What you need to do
Starting at the first line of the data, please print exactly those lines through the one that holds "string; amount: string;", omitting every picture.

Dataset section
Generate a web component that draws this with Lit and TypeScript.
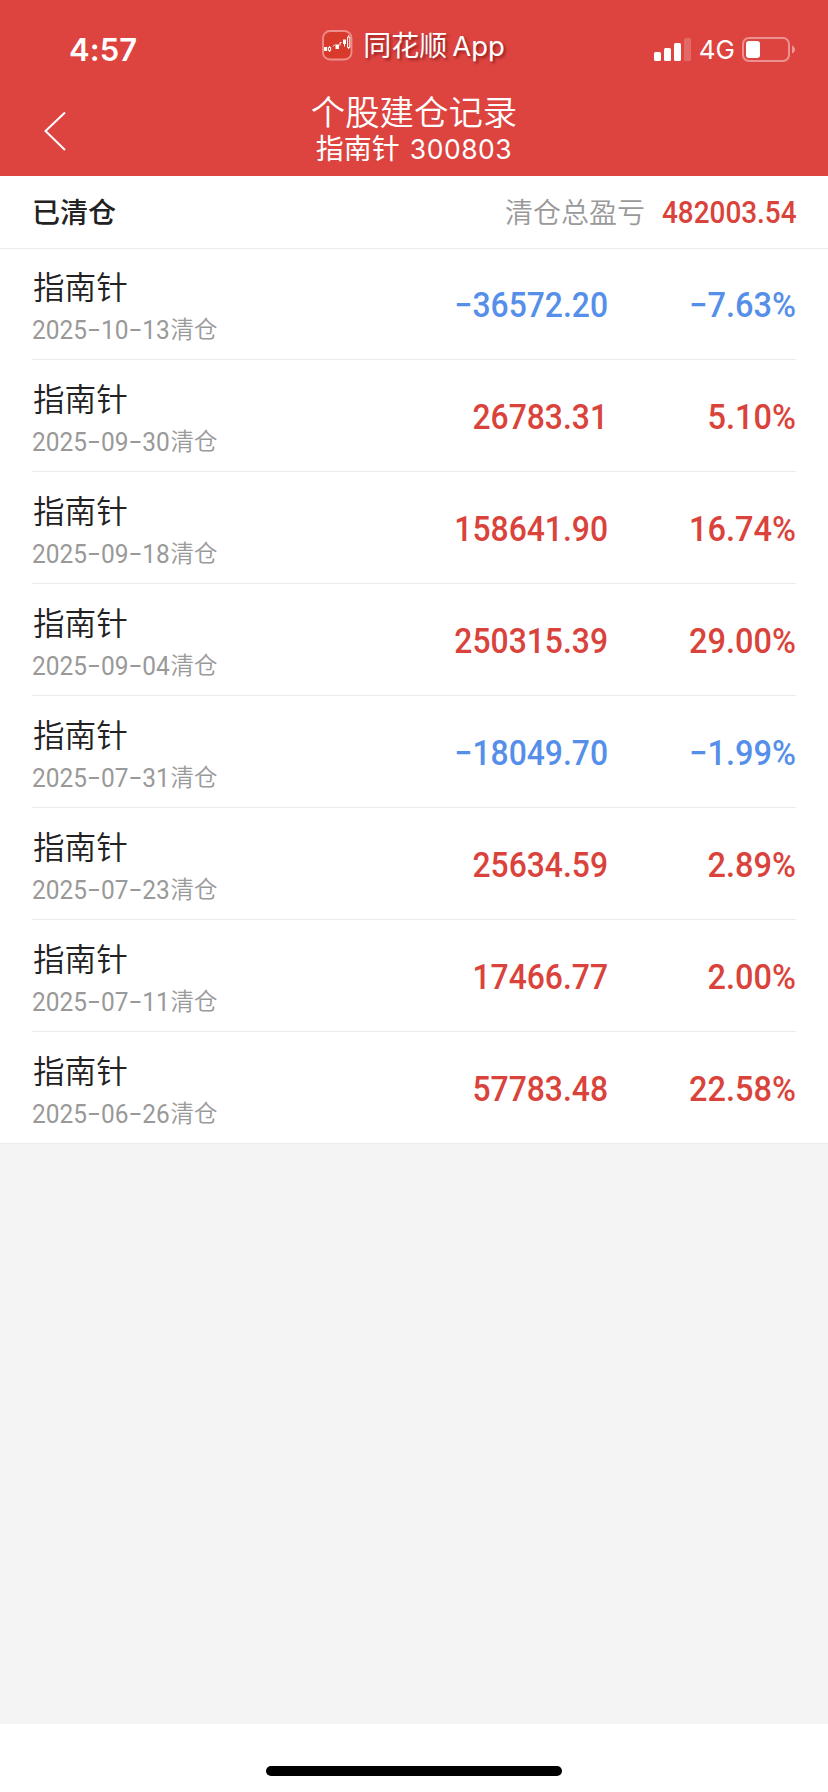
import { LitElement, html, css, svg } from "lit";
import { customElement } from "lit/decorators.js";

interface Rec { date: string; amount: string; rate: string; }

const RECORDS: Rec[] = [
  { date: "2025−10−13", amount: "−36572.20", rate: "−7.63%" },
  { date: "2025−09−30", amount: "26783.31", rate: "5.10%" },
  { date: "2025−09−18", amount: "158641.90", rate: "16.74%" },
  { date: "2025−09−04", amount: "250315.39", rate: "29.00%" },
  { date: "2025−07−31", amount: "−18049.70", rate: "−1.99%" },
  { date: "2025−07−23", amount: "25634.59", rate: "2.89%" },
  { date: "2025−07−11", amount: "17466.77", rate: "2.00%" },
  { date: "2025−06−26", amount: "57783.48", rate: "22.58%" },
];

@customElement("app-root")
export class AppRoot extends LitElement {
  static styles = css`
    :host { display: flex; flex-direction: column; width: 828px; height: 1792px; background: #f4f4f4;
      font-family: Inter, "Noto Sans CJK SC", sans-serif; color: #222; overflow: hidden; }
    * { box-sizing: border-box; }
    .top { height: 176px; flex: none; background: #dd4440; color: #fff; display: flex; flex-direction: column; }
    .status { height: 92px; display: grid; grid-template-columns: 1fr auto 1fr; }
    .time { padding: 31px 0 0 69px; font-size: 31px; line-height: 38px; font-weight: 600; letter-spacing: 0.1px; }
    .brand { display: flex; height: 34px; margin-top: 28px; align-items: center; text-shadow: 2px 2px 3px rgba(90, 0, 0, .55); }
    .brand svg { display: block; margin-right: 10px; }
    .brand .cn { font-size: 28px; line-height: 34px; padding-top: 1px; }
    .brand .en { font-size: 27.5px; line-height: 34px; margin: 0 1px 0 5px; padding-top: 1px; }
    .signals { display: flex; justify-content: flex-end; padding: 36px 33px 0 0; height: 64px; }
    .signals svg { display: block; flex: none; }
    .net { font-size: 26px; line-height: 28px; margin: 0 6px 0 7px; }
    .nav { display: grid; grid-template-columns: 100px 1fr 100px; height: 84px; }
    .back { padding: 18px 0 0 43px; }
    .back svg { display: block; }
    .titles { display: flex; flex-direction: column; align-items: center; padding-top: 1px; }
    .title { font-size: 34.4px; line-height: 40px; font-weight: 350; }
    .sub { font-size: 28px; line-height: 32px; display: flex; gap: 10px; }
    .sub .code { font-size: 26.5px; letter-spacing: .5px; }
    .summary { flex: none; height: 73px; background: #fff; border-bottom: 1px solid #ebebeb; display: flex; align-items: center;
      padding: 2px 32px 0; font-size: 28px; line-height: 40px; }
    .closed { font-weight: 500; flex: 1; }
    .label { color: #999; font-weight: 350; }
    .num { font-family: Roboto, sans-serif; font-weight: 500; white-space: nowrap; transform-origin: right center; transform: scaleX(.91); text-align: right; }
    .num.rate { transform: scaleX(.93); }
    .total { width: 151px; font-size: 31px; display: flex; justify-content: flex-end; }
    .total .num { transform: scaleX(.9); margin-right: -1px; }
    .up { color: #d9433b; }
    .down { color: #568fea; }
    .list { flex: none; background: #fff; padding: 0 32px; border-bottom: 1px solid #ebebeb; }
    .row { display: grid; grid-template-columns: 1fr 240px 188px; height: 112px; border-bottom: 1px solid #ebebeb; }
    .row:first-child { height: 111px; }
    .row:first-child .info, .row:first-child .num { margin-top: -1px; }
    .row:last-child { border-bottom: 0; height: 111px; }
    .info { padding-top: 21px; }
    .name { font-size: 31.6px; line-height: 38px; padding-left: 1px; font-weight: 350; }
    .date { font-size: 23.5px; line-height: 34px; color: #999; font-weight: 350; margin-top: 6px; display: flex; }
    .day { font-family: Roboto, sans-serif; font-weight: 400; font-size: 26px; width: 138.5px; transform: scaleX(.94); transform-origin: left center; white-space: nowrap; }
    .row .num { font-size: 35px; line-height: 116px; height: 110px; }
    .foot { margin-top: auto; height: 68px; background: #fff; display: flex; justify-content: center; padding-top: 42px; }
    .bar { width: 296px; height: 10px; border-radius: 5px; background: #000; }
  `;

  private logo() {
    return svg`<svg width="31" height="31" viewBox="0 0 31 31">
      <rect x="1" y="1" width="28.500" height="28.500" rx="7" fill="#d83a2c" stroke="#ee8f8a" stroke-width="1.8"/>
      <g fill="#fff"><rect x="2" y="17" width="3.200" height="4"/><rect x="13.500" y="14.500" width="3.500" height="4.500"/><rect x="21" y="9.500" width="3" height="4.500"/></g>
      <g fill="none" stroke="#fff" stroke-width="1"><path d="M6.500 17.500h2.200v3H6.500zM7.600 16v1.500M7.600 20.500V22M11 16.500l2-2M18 15.500v-3h1.500M22.500 14v2.500M25.600 7h2.200v10.500h-2.200zM26.700 5v2M26.700 17.500v1.500"/></g>
    </svg>`;
  }

  render() {
    return html`
      <header class="top">
        <div class="status">
          <div class="time">4:57</div>
          <div class="brand">${this.logo()}<span class="cn">同花顺</span><span class="en">App</span></div>
          <div class="signals">
            <svg width="38" height="28" viewBox="0 0 38 28" fill="#fff">
              <rect x="0" y="16" width="7" height="9" rx="1.600"/><rect x="10" y="12" width="7" height="13" rx="1.600"/>
              <rect x="20" y="7" width="7" height="18" rx="1.600"/><rect x="30" y="2" width="7" height="23" rx="1.600" opacity=".2"/>
            </svg>
            <span class="net">4G</span>
            <svg width="54" height="28" viewBox="0 0 54 28">
              <rect x="2" y="2" width="46" height="23" rx="6" fill="none" stroke="#fff" stroke-opacity=".42" stroke-width="2"/>
              <rect x="5" y="5" width="14" height="17" rx="3" fill="#fff"/>
              <path d="M51 9.500c4 1.500 4 6.500 0 8z" fill="#fff" fill-opacity=".45"/>
            </svg>
          </div>
        </div>
        <div class="nav">
          <div class="back"><svg width="26" height="42" viewBox="0 0 26 42"><path d="M22 2.500L2.500 21L22 40" fill="none" stroke="#fff" stroke-width="2"/></svg></div>
          <div class="titles">
            <div class="title">个股建仓记录</div>
            <div class="sub"><span>指南针</span><span class="code">300803</span></div>
          </div>
        </div>
      </header>
      <section class="summary">
        <span class="closed">已清仓</span><span class="label">清仓总盈亏</span>
        <span class="total"><span class="num up">482003.54</span></span>
      </section>
      <section class="list">
        ${RECORDS.map((r) => {
          const tone = r.amount.startsWith("−") ? "down" : "up";
          return html`<div class="row">
            <div class="info"><div class="name">指南针</div><div class="date"><span class="day">${r.date}</span><span>清仓</span></div></div>
            <div class="num ${tone}">${r.amount}</div>
            <div class="num rate ${tone}">${r.rate}</div>
          </div>`;
        })}
      </section>
      <footer class="foot"><div class="bar"></div></footer>
    `;
  }
}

Answer for this exercise
Generate a web component that draws this with Lit and TypeScript.
import { LitElement, html, css, svg } from "lit";
import { customElement } from "lit/decorators.js";

interface Rec { date: string; amount: string; rate: string; }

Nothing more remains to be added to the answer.